I wasn't offended.  Just the opposite.  It was very thoughtful of her to ask in my opinion.  I think it is a brilliant question and one that I almost can't believe I haven't really addressed here before.  It is something that I wonder about myself ALL of the time.  How come with some people there is no problem "too small" for me to listen and empathize with and with other people I literally want to plug my ears and scream "LALALALALALA"?

The truth is that it depends on who is complaining to me about their crappy day.  Just because I've been through a horrible loss doesn't mean that I can't remember a plain old crappy day - though one of the small "blessings" of this loss is that small things don't really stress me out all that much anymore.  I used to stay up all night worrying about something someone on my board said to me in a meeting, or whether an email I sent had the right tone, or when I would find the time to do certain important things.  I don't anymore.  My bad days really all center around not having Maxie here with me.

That being said, I know that people have less dramatic things that upset them.  I know that things that seem small to me can genuinely feel very big to the people experiencing them and I don't want to diminish those things or have a lack of compassion for them.  I try to keep perspective about the fact that most people I know have not lost a child and that their worries are probably a little less existential than mine.  I have compassion.

When someone I love, or even just like, who has shown us compassion, who has stuck by my side, with whom there is mutual respect, tells me that they are having a crappy day, I will generally empathize.  Crappy days are crappy days and they are part of life and everyone deserves to just feel crappy from time to time.

In the first year after Max died, I admit it - I just didn't have the stamina to listen to people talk about the "hardships" of normal life - job problems, breastfeeding issues, how hard it is to take care of multiple children, the stress of closing escrow on their new home.  I STILL would sell my soul to have these be my big problems, but I understand that they are real and that for the person experiencing them, life can feel chaotic.  It wasn't that I genuinely didn't care - it was just that the trauma had numbed me from feeling compassion for anything less than death.  There are times when I still feel like the person with the "problems" isn't being incredibly sensitive when choosing the "issues" that they cry about to me.  That's ok though, we all do that from time to time.

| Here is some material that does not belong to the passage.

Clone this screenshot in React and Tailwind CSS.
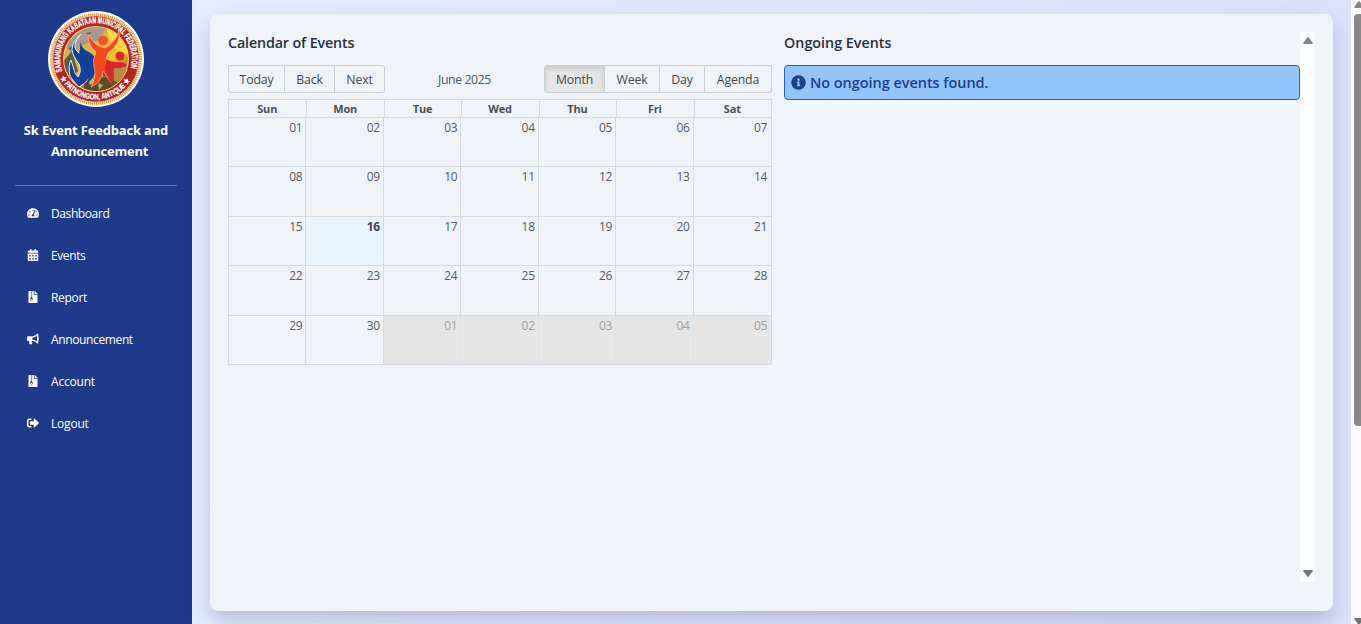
import React from "react";
import { FaTachometerAlt, FaFileArchive, FaBullhorn, FaSignOutAlt, FaInfoCircle } from "react-icons/fa";
import { FaCalendarDays } from "react-icons/fa6";

const nav = [
  { label: "Dashboard", Icon: FaTachometerAlt, track: "tracking-[-0.4px]" },
  { label: "Events", Icon: FaCalendarDays, track: "tracking-[-0.4px]" },
  { label: "Report", Icon: FaFileArchive, track: "tracking-[-0.3px]" },
  { label: "Announcement", Icon: FaBullhorn, track: "tracking-[-0.37px]" },
  { label: "Account", Icon: FaFileArchive, track: "tracking-[-0.2px]" },
  { label: "Logout", Icon: FaSignOutAlt, track: "tracking-[-0.2px]" },
];

const days = ["Sun", "Mon", "Tue", "Wed", "Thu", "Fri", "Sat"];
const pad = (n) => String(n).padStart(2, "0");
const weeks = [0, 1, 2, 3, 4].map((w) =>
  days.map((_, d) => {
    const n = w * 7 + d + 1;
    return { n: n > 30 ? n - 30 : n, off: n > 30, today: n === 16 };
  })
);

function Logo() {
  return (
    <svg viewBox="0 0 96 96" className="size-24">
      <defs>
        <path id="topArc" d="M 14.4 60.2 A 35.8 35.8 0 1 1 81.6 60.2" />
        <path id="bottomArc" d="M 12.4 67 A 40.3 40.3 0 0 0 83.6 67" />
        <linearGradient id="field" x1="0" y1="0" x2="0.5" y2="1">
          <stop offset="0" stopColor="#8e8378" />
          <stop offset="0.35" stopColor="#d9b24a" />
          <stop offset="0.7" stopColor="#f0c02a" />
          <stop offset="1" stopColor="#6b5428" />
        </linearGradient>
        <clipPath id="disc"><circle cx="48" cy="48" r="32" /></clipPath>
      </defs>
      <circle cx="48" cy="48" r="48" fill="#fffaf0" />
      <circle cx="48" cy="48" r="44.2" fill="none" stroke="#d9a04a" strokeWidth="3.4" strokeDasharray="1.3 0.7" />
      <circle cx="48" cy="48" r="42.8" fill="#b5261f" />
      <circle cx="48" cy="48" r="33" fill="#ffd98a" />
      <circle cx="48" cy="48" r="32" fill="url(#field)" />
      <g clipPath="url(#disc)">
        <path d="M18 34 Q34 14 58 17 L50 30 Q35 30 24 44Z" fill="#a79b8f" />
        <path d="M14 52 L24 40 L30 60 L22 70Z" fill="#5d5a48" />
        <path d="M36 68 L60 66 L66 80 L36 80Z" fill="#5f4a26" />
        <path d="M40 70 l4 -4 l4 5 l-6 3z M50 72 l5 2 l-4 5z" fill="#b6b06a" />
        <path d="M58 16 Q80 24 80 44 L64 36Z" fill="#ffd83d" />
        <path d="M20 38 l4 -3 l1 5z M38 22 l6 -1 l-4 4z" fill="#4f6670" />
        <circle cx="59" cy="61" r="5" fill="#7b3288" />
        <path d="M66 56 L80 56 L74 72 L66 70Z" fill="#b98b3a" />
      </g>
      <path d="M33 23 Q24 33 28 39 Q32 44 39 48 Q47 54 44 62 Q41 70 31 76 Q25 70 22 65 Q20 54 23 49 L27 62 L30 66 Q34 60 31 53 Q27 48 25 43 Q21 34 33 23Z" fill="#123f9c" stroke="#eef4ff" strokeWidth="0.9" />
      <path d="M33 28 Q31 37 41 41 Q50 46 49 56 Q47 66 38 74 Q43 64 41 56 Q38 49 31 45Z" fill="#123f9c" />
      <path d="M40 23 Q40 35 48 41 Q44 49 46 56 Q49 65 43 76 Q54 71 55 60 L63 72 Q66 61 58 54 Q57 46 61 41 Q73 33 71 20 Q67 32 57 37 Q46 35 40 23Z" fill="#f4481f" stroke="#ffd0a0" strokeWidth="0.6" />
      <circle cx="55" cy="29.5" r="4.8" fill="#f0532b" />
      <circle cx="72" cy="45" r="4.5" fill="#dc2a2c" />
      <path d="M58 48 Q64 52 70 51 Q76 51 79 54 Q74 58 66 57 Q66 66 63 73 L57 59Z" fill="#dc2430" />
      <text className="font-['Liberation_Sans'] font-bold" fontSize="8.6" fill="#fff" stroke="#fff" strokeWidth="0.3">
        <textPath href="#topArc" textLength="134" lengthAdjust="spacingAndGlyphs">SAMAHUNANG KABATAAN MUNICIPAL FEDERATION</textPath>
      </text>
      <text className="font-['Liberation_Sans'] font-bold" fontSize="7.8" fill="#fff" stroke="#fff" strokeWidth="0.2">
        <textPath href="#bottomArc" textLength="84" lengthAdjust="spacingAndGlyphs">★ PATNONGON, ANTIQUE ★</textPath>
      </text>
    </svg>
  );
}

function ToolButton({ children, className }) {
  return (
    <button className={"h-[28px] border-y border-r border-[#c9ced4] pt-[2px] text-center text-[12.3px] tracking-[-0.15px] text-[#43474b] first:rounded-l-[3px] first:border-l last:rounded-r-[3px] " + className}>
      {children}
    </button>
  );
}

export default function App() {
  return (
    <div className="flex h-[624px] w-[1361px] overflow-hidden whitespace-nowrap font-['Open_Sans','Noto_Sans',sans-serif]">
      <aside className="flex w-48 shrink-0 flex-col bg-[#1e3a8a] text-white">
        <div className="flex justify-center pt-[11px]"><Logo /></div>
        <h1 className="h-[55px] pt-[13px] text-center text-[13px] leading-[21px] font-bold">
          <span className="block tracking-[-0.18px]">Sk Event Feedback and</span>
          <span className="block pl-[7px] tracking-[-0.25px]">Announcement</span>
        </h1>
        <div className="mx-[15px] mt-[23px] h-px bg-[#3b82f6]" />
        <nav className="flex flex-col pt-[6px]">
          {nav.map(({ label, Icon, track }) => (
            <a key={label} className="flex h-[42px] items-center gap-3 pl-[27px]">
              <Icon className="size-3" />
              <span className={"pt-[2px] text-[12px] " + track}>{label}</span>
            </a>
          ))}
        </nav>
      </aside>

      <main className="flex-1 bg-linear-to-r from-[#e3edff] to-[#dde1fc] pt-[14px] pl-[18px]">
        <section className="flex h-[597px] w-[1123px] rounded-lg bg-[#f0f4f9] pt-[18px] pr-[18px] pl-[18px] shadow-[0_10px_20px_-1px_rgba(60,65,100,0.28)]">
          <div className="w-[544px]">
            <h2 className="h-[33px] text-[14.3px] leading-[22px] font-semibold tracking-[-0.14px] text-[#28303c]">Calendar of Events</h2>
            <div className="flex items-center justify-between">
              <div className="flex">
                <ToolButton className="w-[57px]">Today</ToolButton>
                <ToolButton className="w-[50px]">Back</ToolButton>
                <ToolButton className="w-[50px]">Next</ToolButton>
              </div>
              <span className="pt-[2px] text-[12.3px] tracking-[-0.4px] text-[#50555c]">June 2025</span>
              <div className="flex">
                <ToolButton className="w-[61px] border-[#adadad] bg-[#e6e6e6] shadow-[inset_0_3px_5px_rgba(0,0,0,0.125)]">Month</ToolButton>
                <ToolButton className="w-[55px]">Week</ToolButton>
                <ToolButton className="w-[45px]">Day</ToolButton>
                <ToolButton className="w-[67px]">Agenda</ToolButton>
              </div>
            </div>
            <div className="mt-[6px] border border-[#d5dae0]">
              <div className="grid h-[17px] grid-cols-7">
                {days.map((d) => (
                  <div key={d} className="border-l border-[#d5dae0] pr-px text-center text-[11px] leading-[18px] font-bold tracking-[-0.2px] text-[#4a4f56] first:border-l-0">{d}</div>
                ))}
              </div>
              {weeks.map((week, i) => (
                <div key={i} className="grid h-[49.4px] grid-cols-7 border-t border-[#d5dae0]">
                  {week.map(({ n, off, today }) => (
                    <div
                      key={n}
                      className={
                        "border-r pr-[3px] text-right text-[12px] leading-[20px] tracking-[-0.3px] last:border-r-0 last:pr-1 " +
                        (off ? "border-[#dfe1e4] bg-[#e6e6e6] text-[#a0a0a0]" : today ? "border-[#d5dae0] bg-[#e8f5ff] font-bold text-[#42474e]" : "border-[#d5dae0] text-[#555a62]")
                      }
                    >
                      {pad(n)}
                    </div>
                  ))}
                </div>
              ))}
            </div>
          </div>

          <div className="ml-3 flex h-[550px] w-[531px]">
            <div className="w-[516px]">
              <h2 className="h-[33px] text-[14.3px] leading-[22px] font-semibold tracking-[0.02px] text-[#28303c]">Ongoing Events</h2>
              <div className="flex h-[35px] items-center gap-1 rounded-[4px] border border-[#2563b8] bg-[#93c5fd] pl-[6px] text-[#1e3f8a]">
                <FaInfoCircle className="size-[15px]" />
                <span className="text-[14.5px] font-semibold tracking-[-0.05px]">No ongoing events found.</span>
              </div>
            </div>
            <div className="flex w-[15px] flex-col items-center justify-between bg-[#fcfdfe] py-[5px]">
              <svg viewBox="0 0 10 7" className="h-[7px] w-[10px]"><path d="M4.2.6 Q5-.2 5.8.6L9.7 5.8Q10 7 9 7H1Q0 7 .3 5.8Z" fill="#858585" /></svg>
              <svg viewBox="0 0 10 7" className="h-[7px] w-[10px]"><path d="M4.2 6.4Q5 7.2 5.8 6.4L9.7 1.2Q10 0 9 0H1Q0 0 .3 1.2Z" fill="#757575" /></svg>
            </div>
          </div>
        </section>
      </main>

      <div className="flex w-[10px] shrink-0 flex-col overflow-hidden bg-[#fcfcfe] pl-[3px]">
        <svg viewBox="0 0 10 7" className="mt-px h-[7px] w-[10px] shrink-0"><path d="M4.2.6Q5-.2 5.8.6L9.7 5.8Q10 7 9 7H1Q0 7 .3 5.8Z" fill="#858585" /></svg>
        <div className="mt-[6px] h-[412px] w-[10px] shrink-0 rounded-[4px] bg-[#888]" />
        <div className="flex-1" />
        <svg viewBox="0 0 10 7" className="-mb-px h-[7px] w-[10px] shrink-0"><path d="M4.2 6.4Q5 7.2 5.8 6.4L9.7 1.2Q10 0 9 0H1Q0 0 .3 1.2Z" fill="#757575" /></svg>
      </div>
    </div>
  );
}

As my trauma has "normalized" - my heart has opened.  I want to be there for the people who have been there for me and for those who I love. 

That being said, I find myself having less tolerance for those people who haven't shown us any compassion, who told me from the beginning that "everything will be fine" because I "can have more children", who have dismissed our very real anguish because it wasn't comfortable for them.  They deserve to have their crappy days too but I just can't bring myself to be the compassionate listener.  They MUST be able to find a better ear to chew than mine.

I find that the people who are constantly complaining about the really "small things" and unable to appreciate the beauty in their own lives are always the same people who dismiss our loss.  They are the same people who've told me that losing Max was "ok", because now I have Mo.  They are the same people who never ask us how we are doing and have hardly even acknowledged that our child died.  They are the people who pretend that Mo is our first child and that Maxie never existed.  I don't have it in me to sit and compassionately listen to the complaints of the people who expected me to bounce back after my child died.  In fact, if it were up to me, I'd probably remove them from my life entirely.  Sadly, that isn't always an option.

I think if you talked to most of my friends.....the ones that are still in my life, you would hear that I am a compassionate listener.  I DO recognize that work can be super stressful and that for some people, so can having a bunch of people over for dinner.  

I believe I am a compassionate person but I do draw the line.  I think we all need to draw it somewhere.  Treat people as you want to be treated and those people who are deserving of your compassion and respect will treat you back the same way.  If you were one of those people for whom my child dying seemed like no big deal  - I can almost guarantee that most anything stressful happening in your life seems like no big deal to me.

To my caring, empathetic and thoughtful colleague - Please tell me about your crappy day and I promise to be a compassionate listener. 



2 comments:

GrahamForeverInMyHeart said...

I REALLY like this post. Thank you for writing it.

Anonymous said...

I have followed your blog for some time and am so sorry for everything you have gone through. It's not fair to you or to Maxie. It sounds like you have found a good balance for dealing with different kinds of people. I also wanted to share with you a realization that I VERY recently came to when an adult friend of mine died very suddenly, too soon, leaving behind her soul mate and a daughter. I was telling a friend how sad it was, and I noticed that my friend/colleague, was fairly nonchalant about it. I was surprised because she has been through a LOT of grief in her life. Her mother died suddenly when she was a little girl, her stepmom abused her, her father died suddenly weeks before her wedding, her sister died suddenly around the same time as her father, she was run over by a car....I expected that she would really be sympathetic to my friend's little girl, who just lost her mom. She wasn't uncaring, but she was very emotional either. And then I realized-- this is how she has learned to cope. And it has nothing to do with whether she cares or not. Her first job is to take care of herself and her heart and people who really care about her just need to accept this about her. Because she has already been through enough. I hope that people continue to give you the same understanding, and good for you for getting rid of the people who don't. Because you've already been through enough too!